To figure it out, they exposed mouse pre-adipocytes to varying concentrations of curcumin for varying time frames. They also exposed pre-adipocytes to a low dosage of curcumin for an hour, followed by a 24-hour incubation period.
They found that curcumin inhibited adipocyte differentiation. In other words, the supplement prevents fat cells from maturing and fulfilling their ultimate function, which is to store fat.
The high doses of curcumin actually caused fat cells to commit suicide, while the lower doses prevented the maturation of the baby fat cells. They suspect it had to do with curcumin's modulating effects on something known as the Wnt/beta-catenin signaling pathway, which helps determine the fate of cells.
The authors, despite seemingly being tight-lipped PhD guys, seemed pretty jazzed, writing:
"These findings suggest that curcumin supplementation could be an effective strategy for treating or preventing development of obesity by a curcumin-induced reduction in the number or pre-adopocytes and the fat mass of adipocytes."
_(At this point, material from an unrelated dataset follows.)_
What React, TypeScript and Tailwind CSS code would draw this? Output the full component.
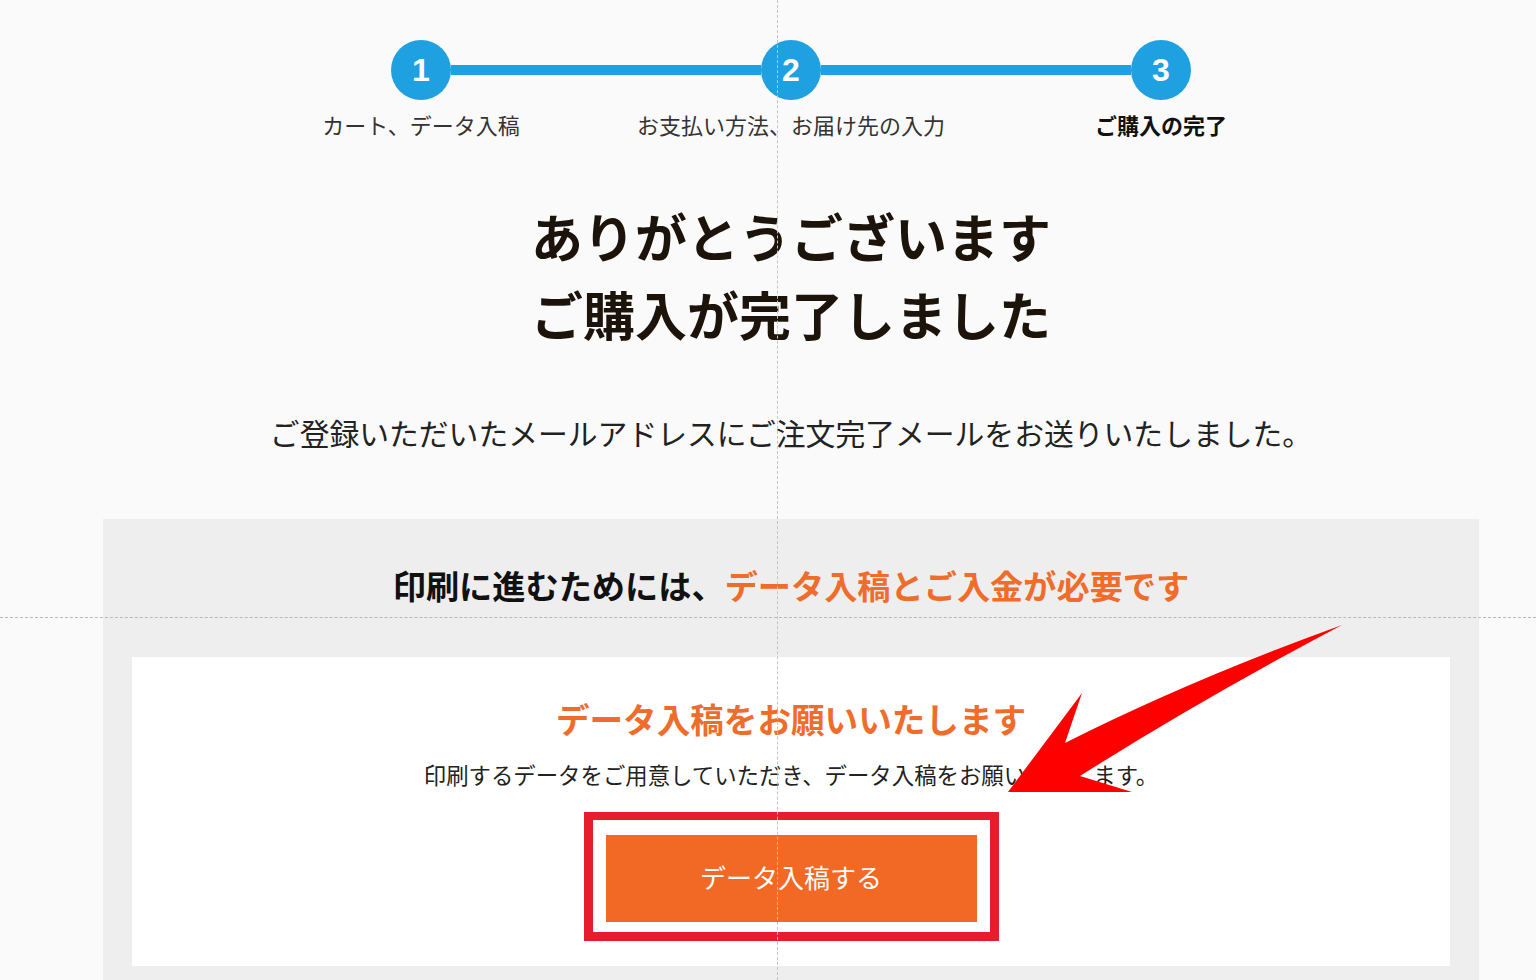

What to Do With This Info​

When you think about it, curcumin's effects on fat cells may have something to do with many of the other benefits listed in the opening paragraph of this article.
Collectively, our fat cells are considered to be a major endocrine organ with a powerful impact on things like the regulation of appetite, insulin sensitivity, immunological responses, and vascular disease, so if curcumin causes fewer fat cells to form while causing others to expire, it makes sense that it would have so many beneficial side effects.
As far as how much curcumin to take to experience any reduction in fat mass, it's difficult to say.
The scientists exposed the fat cells to a concentration of up to 50 micrograms of curcumin to make them commit hari-kari, and 30 micrograms to keep pre-adipocytes from forming into full-fledged adipocytes, but given that the body weights of us human is so diverse, it's hard to extrapolate a suitable dosage.
But, given that 30 micrograms is awfully small (a thousand micrograms equals 1 milligram), I feel confident in suggesting that the standard Biotest dosage of curcumin would bring the average person into therapeutic range.